Sleeping Beauty was released to theaters on January 29, 1959, to mixed critical reception. It initially flopped at the box office, and was also noted as the film that caused Walt Disney to lose interest in the animation medium. Subsequent reissues of Sleeping Beauty proved to be more successful, however, and both critics and audiences have since praised it as an animated classic, particularly highlighting its artistic direction and musical score. A live-action reimagining of the film was released in 2014, followed by a sequel in 2019.
Rating[]
Sleeping Beauty is rated G by the MPAA, making it the sixteenth Disney animated film to deserve that rating, after Snow White and the Seven Dwarfs, Pinocchio, Fantasia, Dumbo, Bambi, Saludos Amigos, The Three Caballeros, Make Mine Music, Fun and Fancy Free, Melody Time, The Adventures of Ichabod and Mr. Toad, Cinderella, Alice in Wonderland, Peter Pan and Lady and the Tramp.
Credits[]
Gallery[]
United States[]
Trivia[]
- At one point in the film, Prince Phillip tells King Hubert that they are living in the fourteenth century, which means that the events of Sleeping Beauty take place somewhere between 1301 and 1400. This marks the first and only time that a Disney film specifically states the time period in which it takes place.
- The setting of the film, however, has been debated for a long time.
- Hidden Mickey: In the scene of the burning of spinning wheels, the Three Good Fairies eat biscuits in the shape of Mickey Mouse's head and ears.
- In the scene where the Three Good Fairies present Princess Aurora with a crown, her crying is not the voiceover of Mary Costa (Aurora's voice actress), but the reused sound of Dopey's sobbing from Snow White and the Seven Dwarfs.
- Likewise, the Queen's screaming (provided by Lucille La Verne) from the same film was reused in the scene where Maleficent in her dragon form is pierced by Phillip's sword.
- Second only to Dumbo (who does not speak at all), Aurora is the title Disney character with the least amount of actual dialogue throughout the entire film.
- In fact, Aurora, Phillip, and Queen Leah say nothing at all in the second half of the film, even after the sleeping spell is lifted from the kingdom.

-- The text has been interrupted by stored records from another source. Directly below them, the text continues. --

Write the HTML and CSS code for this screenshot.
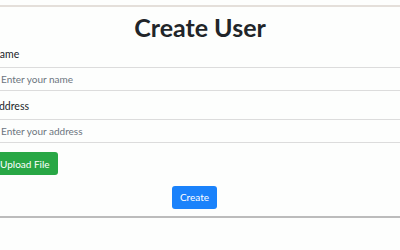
FILE: index.html
```html
<!DOCTYPE html>
<html lang="en">
<head>
    <meta charset="UTF-8">
    <meta name="viewport" content="width=device-width, initial-scale=1.0">
    <title>Create User</title>
    <link rel="stylesheet" href="styles.css">
</head>
<body>
    <form class="card" id="createUser">
        <h1 class="title">Create User</h1>

        <label class="field-label" for="name">Name</label>
        <input class="field" type="text" id="name" name="name" placeholder="Enter your name">

        <label class="field-label" for="address">Address</label>
        <input class="field" type="text" id="address" name="address" placeholder="Enter your address">

        <div class="upload-row">
            <button type="button" class="btn btn-upload">Upload File</button>
        </div>

        <div class="submit-row">
            <button type="submit" class="btn btn-create">Create</button>
        </div>
    </form>
</body>
</html>
```

FILE: styles.css
```css
body {
    font-family: 'Lato', 'Noto Sans', sans-serif;
    background-color: #fdfefd;
    color: #212529;
    margin: 0;
    padding: 0;
}

.card {
    margin: 5px -20px 0 -20px;
    padding: 5px 12px 7px 12px;
    border-top: 2px solid #e4dfda;
    border-bottom: 2px solid #bcbcbc;
    background-color: #fdfefd;
}

.title {
    margin: 0 0 5px 0;
    font-size: 25px;
    font-weight: 700;
    line-height: 1.2;
    text-align: center;
    color: #212529;
}

.field-label {
    display: block;
    font-size: 10.5px;
    line-height: 1.5;
    margin-bottom: 4px;
}

.field {
    display: block;
    width: 100%;
    height: 24px;
    padding: 0 8px;
    margin-bottom: 8px;
    border: 1px solid #dcdcdc;
    border-radius: 3px;
    box-sizing: border-box;
    font-family: inherit;
    font-size: 10px;
    color: #495057;
    background-color: #fdfefd;
}

.field::placeholder {
    color: #6c757d;
}

.upload-row {
    padding-top: 1px;
}

.btn {
    height: 23px;
    padding: 0 8px;
    border: none;
    border-radius: 3px;
    font-family: inherit;
    font-size: 10px;
    color: #fff;
    cursor: pointer;
}

.btn-upload {
    background-color: #28a745;
}

.submit-row {
    margin-top: 10px;
    text-align: center;
}

.btn-create {
    background-color: #1a82fb;
    margin-right: 11px;
}
```
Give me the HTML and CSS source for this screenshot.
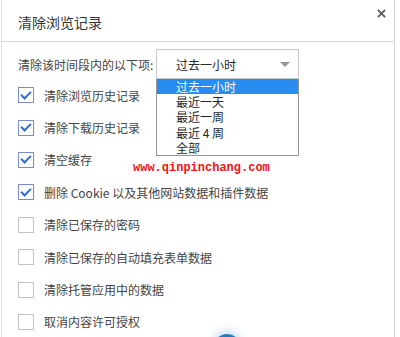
FILE: index.html
```html
<!DOCTYPE html>
<html lang="zh-CN">
  <head>
    <meta charset="UTF-8" />
    <meta name="viewport" content="width=device-width, initial-scale=1.0" />
    <title>清除浏览记录</title>
    <link rel="stylesheet" href="styles.css">
  </head>
  <body>
    <div class="dialog">
      <div class="dialog-header">
        <span class="dialog-title">清除浏览记录</span>
        <button class="close-button">
          <svg viewBox="0 0 10 10" width="9" height="9">
            <path d="M1 1L9 9M9 1L1 9" stroke="currentColor" stroke-width="2" />
          </svg>
        </button>
      </div>

      <div class="dialog-body">
        <div class="time-row">
          <span class="time-label">清除该时间段内的以下项:</span>
          <div class="time-select">
            <div class="select-box">
              <span>过去一小时</span>
              <span class="select-arrow"></span>
            </div>
            <ul class="select-list">
              <li class="selected">过去一小时</li>
              <li>最近一天</li>
              <li>最近一周</li>
              <li>最近 4 周</li>
              <li>全部</li>
            </ul>
          </div>
        </div>

        <ul class="options">
          <li class="option checked"><span class="check"></span>清除浏览历史记录</li>
          <li class="option checked"><span class="check"></span>清除下载历史记录</li>
          <li class="option checked"><span class="check"></span>清空缓存</li>
          <li class="option checked"><span class="check"></span>删除 Cookie 以及其他网站数据和插件数据</li>
          <li class="option"><span class="check"></span>清除已保存的密码</li>
          <li class="option"><span class="check"></span>清除已保存的自动填充表单数据</li>
          <li class="option"><span class="check"></span>清除托管应用中的数据</li>
          <li class="option"><span class="check"></span>取消内容许可授权</li>
        </ul>
      </div>

      <div class="watermark">www.qinpinchang.com</div>
      <div class="spinner"></div>
    </div>
  </body>
</html>
```

FILE: styles.css
```css
body {
  margin: 0px;
  background-color: rgb(255, 255, 255);
  font-family: 'Noto Sans CJK SC', 'Noto Sans', sans-serif;
  color: rgb(51, 51, 51);
}

.dialog {
  position: relative;
  width: 392px;
  height: 337px;
  margin-left: 1px;
  border-left: 1px solid rgb(226, 226, 226);
  border-right: 1px solid rgb(214, 214, 214);
  overflow: hidden;
}

.dialog-header {
  height: 41px;
  display: flex;
  justify-content: space-between;
  align-items: flex-start;
  padding: 0px 8px 0px 16px;
  border-bottom: 1px solid rgb(214, 214, 214);
}

.dialog-title {
  font-size: 14px;
  line-height: 44px;
  color: rgb(51, 51, 51);
}

.close-button {
  margin-top: 9px;
  padding: 0px;
  border: none;
  background-color: transparent;
  color: rgb(90, 90, 90);
  display: grid;
  place-items: center;
  width: 9px;
  height: 9px;
}

.dialog-body {
  padding: 7px 0px 0px 16px;
}

.time-row {
  display: flex;
  align-items: center;
  font-size: 12px;
}

.time-label {
  flex: 0 0 138px;
  color: rgb(68, 68, 68);
}

.time-select {
  position: relative;
  width: 143px;
}

.select-box {
  height: 28px;
  border: 1px solid rgb(200, 200, 200);
  display: flex;
  align-items: center;
  justify-content: space-between;
  padding: 0px 8px 0px 19px;
  color: rgb(40, 40, 40);
}

.select-arrow {
  width: 0px;
  height: 0px;
  border-left: 5px solid transparent;
  border-right: 5px solid transparent;
  border-top: 5px solid rgb(150, 150, 150);
}

.select-list {
  position: absolute;
  top: 30px;
  left: 0px;
  width: 141px;
  margin: 0px;
  padding: 0px;
  list-style: none;
  background-color: rgb(255, 255, 255);
  border: 1px solid rgb(150, 150, 150);
  border-top: none;
  z-index: 2;
}

.select-list > li {
  height: 15.2px;
  line-height: 15px;
  padding-left: 19px;
  color: rgb(40, 40, 40);
}

.select-list > li.selected {
  background-color: rgb(40, 140, 240);
  color: rgb(255, 255, 255);
}

.options {
  margin: 0px;
  padding: 0px;
  list-style: none;
}

.option {
  height: 32.4px;
  display: flex;
  align-items: center;
  gap: 10px;
  font-size: 12px;
  color: rgb(68, 68, 68);
}

.check {
  flex: 0 0 14px;
  width: 14px;
  height: 14px;
  border: 1px solid rgb(196, 196, 196);
  background-color: rgb(255, 255, 255);
  display: grid;
  place-items: center;
}

.option.checked > .check {
  border-color: rgb(120, 140, 200);
}

.option.checked > .check::after {
  content: '';
  width: 8px;
  height: 4px;
  margin-top: -3px;
  border-left: 2px solid rgb(50, 110, 210);
  border-bottom: 2px solid rgb(50, 110, 210);
  transform: rotate(-45deg);
}

.watermark {
  position: absolute;
  left: 131px;
  top: 161px;
  font-family: 'Liberation Mono', monospace;
  font-size: 12px;
  font-weight: bold;
  color: rgb(240, 20, 20);
}

.spinner {
  position: absolute;
  left: 211px;
  top: 334px;
  width: 28px;
  height: 28px;
  border-radius: 100%;
  background-color: rgb(40, 120, 190);
  box-shadow: 0px -4px 8px rgba(80, 160, 230, 0.3);
}
```
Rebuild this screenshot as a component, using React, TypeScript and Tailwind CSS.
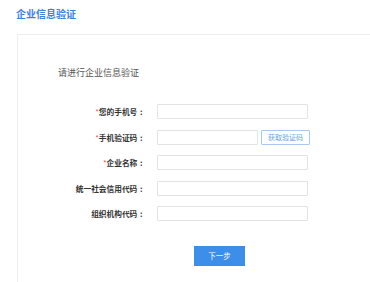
import React from "react";

const rows = [
  { label: "您的手机号", req: true, btn: false },
  { label: "手机验证码", req: true, btn: true },
  { label: "企业名称", req: true, btn: false },
  { label: "统一社会信用代码", req: false, btn: false },
  { label: "组织机构代码", req: false, btn: false },
];

export default function App() {
  return (
    <div className="w-[370px] h-[282px] bg-white overflow-hidden font-['Noto_Sans_CJK_SC',sans-serif]">
      <div className="pl-[16px] pt-[7px] text-[10px] font-bold text-[#3b82e0] leading-[13px]">企业信息验证</div>
      <div className="ml-[17px] mt-[14px] w-[400px] h-[260px] border-t border-l border-[#ededed]">
        <div className="pl-[40px] pt-[32px] text-[9px] leading-[12px] text-[#555]">请进行企业信息验证</div>
        <div className="mt-[25px] flex flex-col gap-[10.5px]">
          {rows.map((r) => (
            <div key={r.label} className="flex items-center h-[15px]">
              <div className="w-[127px] text-right text-[7.7px] leading-[15px] text-[#333] font-bold whitespace-nowrap">
                {r.req && <span className="text-[#f05050] font-normal">*</span>}
                {r.label}
                <span className="inline-block w-[1em] text-center">:</span>
              </div>
              <div className="ml-[12px] flex items-center">
                {r.btn ? (
                  <>
                    <div className="w-[101px] h-[15px] border border-[#e3e3e3] rounded-[1px]" />
                    <div className="ml-[3px] w-[49px] h-[15px] border border-[#a9c9f2] rounded-[1px] text-[7px] leading-[13px] text-center text-[#6aa3e8]">获取验证码</div>
                  </>
                ) : (
                  <div className="w-[151px] h-[15px] border border-[#e3e3e3] rounded-[1px]" />
                )}
              </div>
            </div>
          ))}
        </div>
        <div className="mt-[25px] ml-[176px] w-[51px] h-[20px] bg-[#3d8ee8] text-white text-[7.5px] leading-[20px] text-center">下一步</div>
      </div>
    </div>
  );
}
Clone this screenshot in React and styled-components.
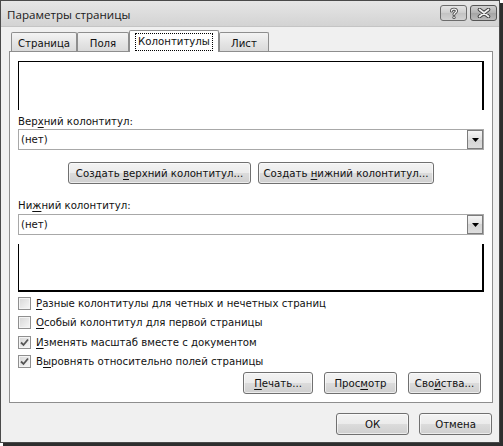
import React from 'react';
import styled, { createGlobalStyle } from 'styled-components';

const GlobalStyle = createGlobalStyle`
  html, body { margin: 0; padding: 0; background: #ffffff; }
  body {
    font-family: "DejaVu Sans Condensed", "DejaVu Sans", sans-serif;
    font-size: 11.3px;
    color: #000;
  }
  #root { width: 503px; height: 446px; }
  u { text-decoration-thickness: 1px; text-underline-offset: 2px; }
`;

const Window = styled.div`
  width: 500px;
  height: 443px;
  box-sizing: border-box;
  border: 1px solid #4a4a4a;
  background: #f0f0f0;
  box-shadow: 3px 3px 0 #2e2e2e;
  display: flex;
  flex-direction: column;
`;

const TitleBar = styled.div`
  height: 26px;
  flex: none;
  display: flex;
  align-items: center;
  padding: 0 2px 0 6px;
  background: linear-gradient(#e6e6e6, #d3d3d3);
  border-bottom: 1px solid #c4c4c4;
  box-sizing: border-box;
`;

const Title = styled.div`
  flex: 1;
  font-family: "Open Sans", "DejaVu Sans", sans-serif;
  font-size: 11.6px;
  color: #1a1a1a;
  padding-top: 1px;
`;

const CaptionButtons = styled.div`
  display: flex;
  gap: 3px;
  align-self: flex-start;
  margin-top: 4px;
`;

const CaptionButton = styled.div`
  width: 27px;
  height: 16px;
  box-sizing: border-box;
  border: 1px solid ${p => (p.$close ? '#555' : '#6c6c6c')};
  border-radius: 3px;
  background: ${p =>
    p.$close
      ? 'linear-gradient(#cfcfcf, #b2b2b2 50%, #a4a4a4 50%, #bababa)'
      : 'linear-gradient(#e4e4e4, #cdcdcd 50%, #c2c2c2 50%, #d2d2d2)'};
  display: flex;
  align-items: center;
  justify-content: center;
`;

const Client = styled.div`
  flex: 1;
  display: flex;
  flex-direction: column;
  padding: 3px 6px 0 8px;
`;

const TabStrip = styled.div`
  display: flex;
  align-items: flex-end;
  height: 21px;
  padding-left: 2px;
  position: relative;
  z-index: 1;
`;

const Tab = styled.div`
  width: ${p => p.$w}px;
  box-sizing: border-box;
  height: ${p => (p.$active ? 22 : 19)}px;
  margin-bottom: ${p => (p.$active ? -1 : 0)}px;
  border: 1px solid #8e8e8e;
  border-bottom: none;
  border-radius: 2px 2px 0 0;
  background: ${p => (p.$active ? '#ffffff' : 'linear-gradient(#f4f4f4, #e6e6e6 50%, #dadada)')};
  display: flex;
  justify-content: center;
  align-items: flex-start;
  padding-top: 3px;
  color: #111;
`;

const FocusLabel = styled.span`
  outline: 1px dotted #000;
  outline-offset: 0;
  padding: 1px 2px 2px;
  line-height: 13px;
`;

const TabLabel = styled.span`
  line-height: 15px;
`;

const Panel = styled.div`
  border: 1px solid #8e8e8e;
  background: #ffffff;
  padding: 9px 8px 8px 8px;
  display: flex;
  flex-direction: column;
`;

const HeaderPreview = styled.div`
  height: 49px;
  box-sizing: border-box;
  border-top: 1px solid #000;
  border-left: 1px solid #000;
  border-right: 2px solid #000;
`;

const FooterPreview = styled.div`
  height: 48px;
  margin-top: 9px;
  box-sizing: border-box;
  border-left: 1px solid #000;
  border-right: 2px solid #000;
  border-bottom: 2px solid #000;
`;

const Label = styled.div`
  margin-top: ${p => p.$mt}px;
  line-height: 13px;
  height: 13px;
  color: #111;
`;

const Select = styled.div`
  margin-top: ${p => p.$mt}px;
  height: 21px;
  box-sizing: border-box;
  border: 1px solid #a8a8a8;
  display: flex;
  align-items: center;
  padding: 0 0 0 2px;
  color: #111;
`;

const SelectValue = styled.span`
  flex: 1;
`;

const DropButton = styled.div`
  width: 16px;
  height: 19px;
  box-sizing: border-box;
  border: 1px solid #7c7c7c;
  background: linear-gradient(#f5f5f5, #e2e2e2 50%, #d4d4d4 50%, #dddddd);
  display: flex;
  align-items: center;
  justify-content: center;
`;

const ButtonRow = styled.div`
  display: flex;
  justify-content: ${p => p.$justify || 'center'};
  gap: ${p => p.$gap}px;
  margin-top: ${p => p.$mt}px;
  padding-right: ${p => p.$pr || 0}px;
`;

const Button = styled.div`
  width: ${p => p.$w}px;
  height: 22px;
  box-sizing: border-box;
  border: 1px solid #707070;
  border-radius: 3px;
  background: linear-gradient(#f3f3f3, #ebebeb 50%, #dcdcdc 50%, #cfcfcf);
  box-shadow: inset 0 0 0 1px rgba(255, 255, 255, 0.6);
  display: flex;
  align-items: center;
  justify-content: center;
  color: #111;
  white-space: nowrap;
`;

const Checks = styled.div`
  margin-top: 2px;
  display: flex;
  flex-direction: column;
`;

const CheckRow = styled.div`
  height: 19.3px;
  display: flex;
  align-items: center;
  gap: 5px;
  color: #111;
`;

const Box = styled.div`
  width: 13px;
  height: 13px;
  box-sizing: border-box;
  border: 1px solid #8f8f8f;
  background: linear-gradient(135deg, #d6d6d6, #f7f7f7);
  box-shadow: inset 0 0 0 1px #f4f4f4;
  display: flex;
  align-items: center;
  justify-content: center;
`;

const Check = ({ checked, children }) => (
  <CheckRow>
    <Box>
      {checked && (
        <svg width="9" height="9" viewBox="0 0 9 9">
          <path d="M1 4.5 L3.5 7 L8 1.5" fill="none" stroke="#555" strokeWidth="1.8" />
        </svg>
      )}
    </Box>
    <span>{children}</span>
  </CheckRow>
);

const HelpGlyph = () => (
  <svg width="12" height="12" viewBox="0 0 12 12">
    <path d="M3.5 4 C3.5 1.5 8.5 1.5 8.5 4 C8.5 5.8 6 5.8 6 7.6" fill="none" stroke="#4a4a4a" strokeWidth="3" strokeLinecap="round" />
    <circle cx="6" cy="10.4" r="1.6" fill="#4a4a4a" />
    <path d="M3.5 4 C3.5 1.5 8.5 1.5 8.5 4 C8.5 5.8 6 5.8 6 7.6" fill="none" stroke="#f4f4f4" strokeWidth="1.3" strokeLinecap="round" />
    <circle cx="6" cy="10.4" r="0.8" fill="#f4f4f4" />
  </svg>
);

const CloseGlyph = () => (
  <svg width="14" height="10" viewBox="0 0 14 10">
    <path d="M2.5 1.5 L11.5 8.5 M11.5 1.5 L2.5 8.5" stroke="#3c3c3c" strokeWidth="3.6" strokeLinecap="round" />
    <path d="M2.5 1.5 L11.5 8.5 M11.5 1.5 L2.5 8.5" stroke="#f2f2f2" strokeWidth="1.8" strokeLinecap="round" />
  </svg>
);

const Arrow = () => (
  <svg width="7" height="4" viewBox="0 0 7 4">
    <path d="M0 0 H7 L3.5 4 Z" fill="#000" />
  </svg>
);

export default function App() {
  return (
    <>
      <GlobalStyle />
      <Window>
        <TitleBar>
          <Title>Параметры страницы</Title>
          <CaptionButtons>
            <CaptionButton><HelpGlyph /></CaptionButton>
            <CaptionButton $close><CloseGlyph /></CaptionButton>
          </CaptionButtons>
        </TitleBar>
        <Client>
          <TabStrip>
            <Tab $w={66}><TabLabel>Страница</TabLabel></Tab>
            <Tab $w={52}><TabLabel>Поля</TabLabel></Tab>
            <Tab $w={90} $active><FocusLabel>Колонтитулы</FocusLabel></Tab>
            <Tab $w={50}><TabLabel>Лист</TabLabel></Tab>
          </TabStrip>
          <Panel>
            <HeaderPreview />
            <Label $mt={5}>Вер<u>х</u>ний колонтитул:</Label>
            <Select $mt={1}>
              <SelectValue>(нет)</SelectValue>
              <DropButton><Arrow /></DropButton>
            </Select>
            <ButtonRow $gap={7} $mt={12}>
              <Button $w={183}><span>Создать <u>в</u>ерхний колонтитул...</span></Button>
              <Button $w={176}><span>Создать <u>н</u>ижний колонтитул...</span></Button>
            </ButtonRow>
            <Label $mt={15}>Ни<u>ж</u>ний колонтитул:</Label>
            <Select $mt={2}>
              <SelectValue>(нет)</SelectValue>
              <DropButton><Arrow /></DropButton>
            </Select>
            <FooterPreview />
            <Checks>
              <Check><u>Р</u>азные колонтитулы для четных и нечетных страниц</Check>
              <Check><u>О</u>собый колонтитул для первой страницы</Check>
              <Check checked><u>И</u>зменять масштаб вместе с документом</Check>
              <Check checked>В<u>ы</u>ровнять относительно полей страницы</Check>
            </Checks>
            <ButtonRow $justify="flex-end" $gap={11} $mt={1} $pr={3}>
              <Button $w={70}><span><u>П</u>ечать...</span></Button>
              <Button $w={73}><span>Прос<u>м</u>отр</span></Button>
              <Button $w={73}><span>Сво<u>й</u>ства...</span></Button>
            </ButtonRow>
          </Panel>
          <ButtonRow $justify="flex-end" $gap={10} $mt={10} $pr={1}>
            <Button $w={73}><span>ОК</span></Button>
            <Button $w={73}><span>Отмена</span></Button>
          </ButtonRow>
        </Client>
      </Window>
    </>
  );
}
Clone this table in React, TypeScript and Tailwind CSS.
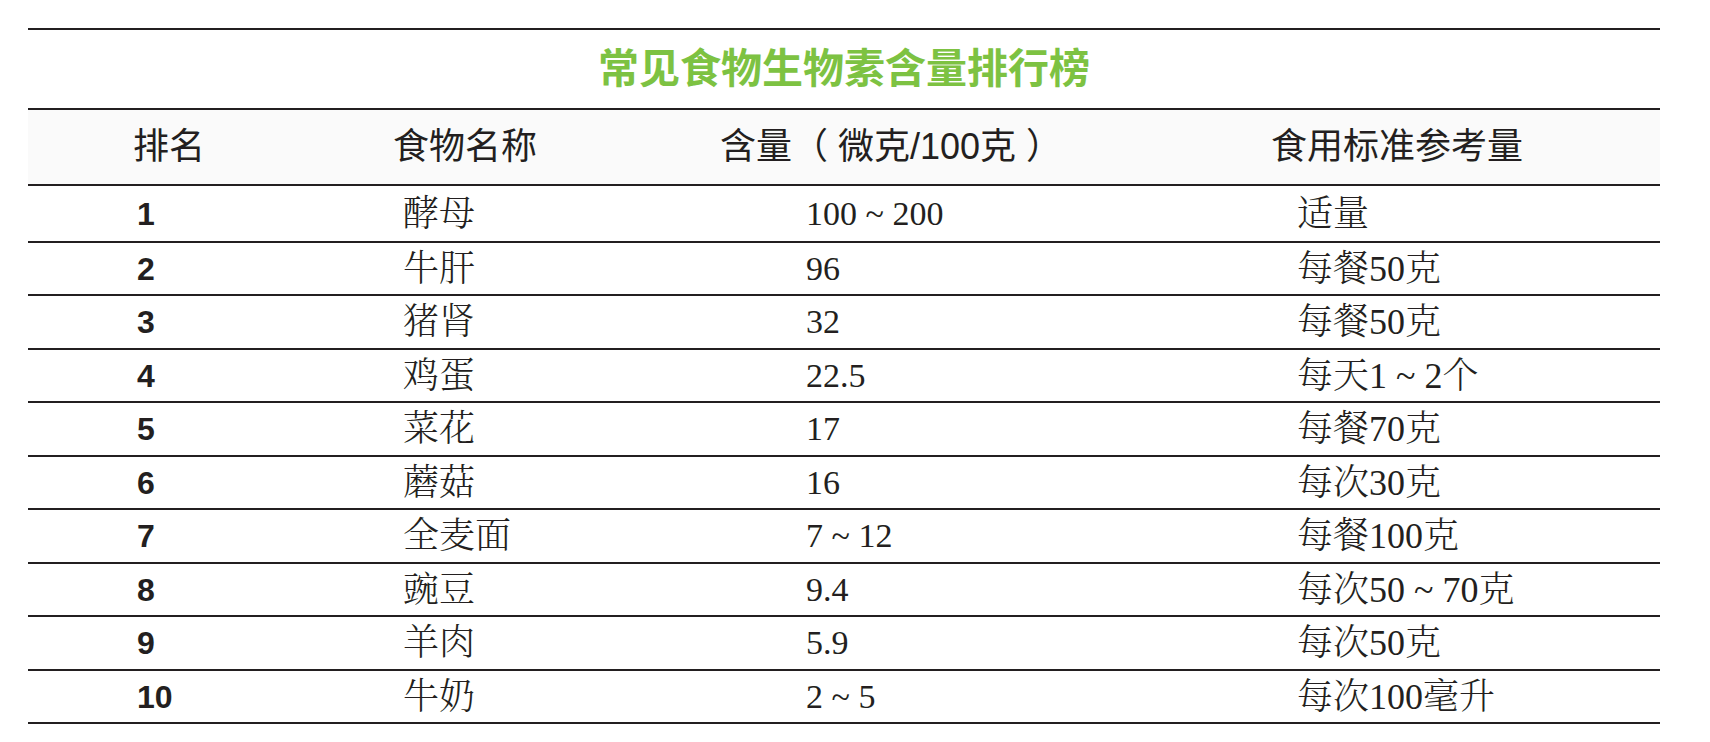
const rows = [
  { rank: "1", food: "酵母", amount: "100 ~ 200", usage: "适量", h: "h-[57px]" },
  { rank: "2", food: "牛肝", amount: "96", usage: "每餐50克", h: "h-[53px]" },
  { rank: "3", food: "猪肾", amount: "32", usage: "每餐50克", h: "h-[54px]" },
  { rank: "4", food: "鸡蛋", amount: "22.5", usage: "每天1 ~ 2个", h: "h-[53px]" },
  { rank: "5", food: "菜花", amount: "17", usage: "每餐70克", h: "h-[54px]" },
  { rank: "6", food: "蘑菇", amount: "16", usage: "每次30克", h: "h-[53px]" },
  { rank: "7", food: "全麦面", amount: "7 ~ 12", usage: "每餐100克", h: "h-[54px]" },
  { rank: "8", food: "豌豆", amount: "9.4", usage: "每次50 ~ 70克", h: "h-[53px]" },
  { rank: "9", food: "羊肉", amount: "5.9", usage: "每次50克", h: "h-[54px]" },
  { rank: "10", food: "牛奶", amount: "2 ~ 5", usage: "每次100毫升", h: "h-[53px]" },
];

const sans = "font-['Liberation_Sans','Noto_Sans_CJK_SC',sans-serif]";
const serif = "font-['Liberation_Serif','Noto_Serif_CJK_SC','Noto_Sans_CJK_SC',serif]";

export default function App() {
  return (
    <div className="min-h-screen bg-white pt-[28px] pl-[28px]">
      <div className="w-[1632px] border-t-2 border-[#231f20] text-[#231f20]">
        <div className="flex h-[80px] items-center justify-center border-b-2 border-[#231f20]">
          <h1 className={`${sans} text-[41px] font-bold leading-none text-[#7dc242]`}>
            常见食物生物素含量排行榜
          </h1>
        </div>

        <div
          className={`grid h-[76px] grid-cols-[365px_327px_551px_1fr] items-center border-b-2 border-[#231f20] bg-[#fafafa] text-[36px] leading-none ${sans}`}
        >
          <div className="pl-[105px]">排名</div>
          <div>食物名称</div>
          <div className="whitespace-pre">含量（ 微克/100克 ）</div>
          <div>食用标准参考量</div>
        </div>

        {rows.map((row) => (
          <div
            key={row.rank}
            className={`grid ${row.h} grid-cols-[365px_327px_551px_1fr] items-center border-b-2 border-[#231f20] leading-none`}
          >
            <div className={`pl-[109px] text-[32px] font-bold ${sans}`}>{row.rank}</div>
            <div className={`pl-[10px] text-[36px] font-light ${serif}`}>{row.food}</div>
            <div className={`pl-[86px] text-[34px] ${serif}`}>{row.amount}</div>
            <div className={`pl-[26px] text-[36px] font-light ${serif}`}>{row.usage}</div>
          </div>
        ))}
      </div>
    </div>
  );
}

- The melody that plays as Phillip and Aurora descend the stairs towards the end of the film is a branle couppé "Cassandre", which was written by Renaissance composer, Thoinot Arbeau and adapted as a march in honor of King Henry IV of France circa 1590; it was also used as a kind of a national anthem by French royalists. Tchaikovsky, who was fond of national anthems, incorporated it into his ballet score to represent the royal court of Florestan XXIV, the father of Sleeping Beauty.
- Because of Eyvind Earle's stylized approach, Sleeping Beauty is the only Disney film to have square trees.
- This is the last Disney Princess film to be released during Walt Disney's lifetime.
- The film's copyright was renewed on June 12, 1986.[1]
- Some artists who worked on this film came back to Disney in 1988-89 to work on Oliver & Company, The Little Mermaid, and The Rescuers Down Under; these included Don Selders (Assistant Animator), Eve Fletcher (Ink & Paint Artist), Ann Oliphant (Animation Checking), Darlene Kanagy (Ink & Paint), Gordon Bellamy (Assistant Animator), Tom Ferriter (Assistant Animator), Eleanor Dahlen (Ink and Paint), Sheila Brown (Assistant Animator), and Valentine Vreeland Paul (Ink and Paint Artist).
- Richard Rich's 1994 animated film, The Swan Princess has several similarities to Sleeping Beauty.
- The Swan Princess features the evil enchanter Rothbart casting a powerful spell on Princess Odette, just as Maleficent curses Aurora.
- Odette, in particular, bears a physical resemblance to Aurora, as they both are depicted as tall young women with long wavy blonde hair and violet eyes.
- At the film's climax, Odette temporarily "dies" (just as Aurora falls into a deep sleep). Her beloved, Prince Derek, saves Odette by killing Rothbart, who transforms himself into the "Great Animal", and confessing his love to her (just as Maleficent turns into a dragon and Phillip kills her, followed by him saving Aurora with true love's kiss).
- Both films are based on Pyotr Tchaikovsky's ballets, The Sleeping Beauty and Swan Lake, but unlike Sleeping Beauty, the creators of The Swan Princess decided not to adapt the ballet score; instead, they went with an original music by Lex de Azevedo.
- Sleeping Beauty is the first Disney animated classic to have the 2006 Walt Disney Pictures logo at the end of current home video releases.
- The film appears as one of the transition levels in Epic Mickey, found in Dark Beauty Castle.
- The scenes of Aurora pricking her finger on the spindle and the fight between Phillip and Maleficent are referenced in the Nightwish song, "FantasMic" with the lyrics "Maleficent's fury/The spindle so luring/Dragon fight".
- This is the first Disney Princess film to feature bows and arrows.
- This is the first Disney Princess film to briefly show blood.
Goofs[]
- King Hubert and Prince Phillip both remark that it's the fourteenth century. In another scene, fireworks are set off. Fireworks were not used for entertainment until the sixteenth century.
- While preparing a surprise birthday party for Aurora (Briar Rose) at the cottage, Flora tells Merryweather to lock the door so they can secretly use their magic to make gifts, but after Flora and Merryweather's color changing fight, when Aurora gets home, the door is suddenly unlocked as she easily enters inside.
- However, it could have been unlocked off-screen.
References in other media[]
- The film was referenced in Dan Brown's The Da Vinci Code as an allegory of the Grail quest.
- The sleeping spell was spoofed in Hanna-Barbera's The 13 Ghosts of Scooby-Doo episode, "Scoobra Kadoobra", in which Scooby-Doo must save Daphne Blake and Princess Esmerelda from this spell cast by Maldor the Malevolent.
- Furthermore, in the episode from What's New Scooby-Doo?, Daphne wears an outfit similar to Aurora's.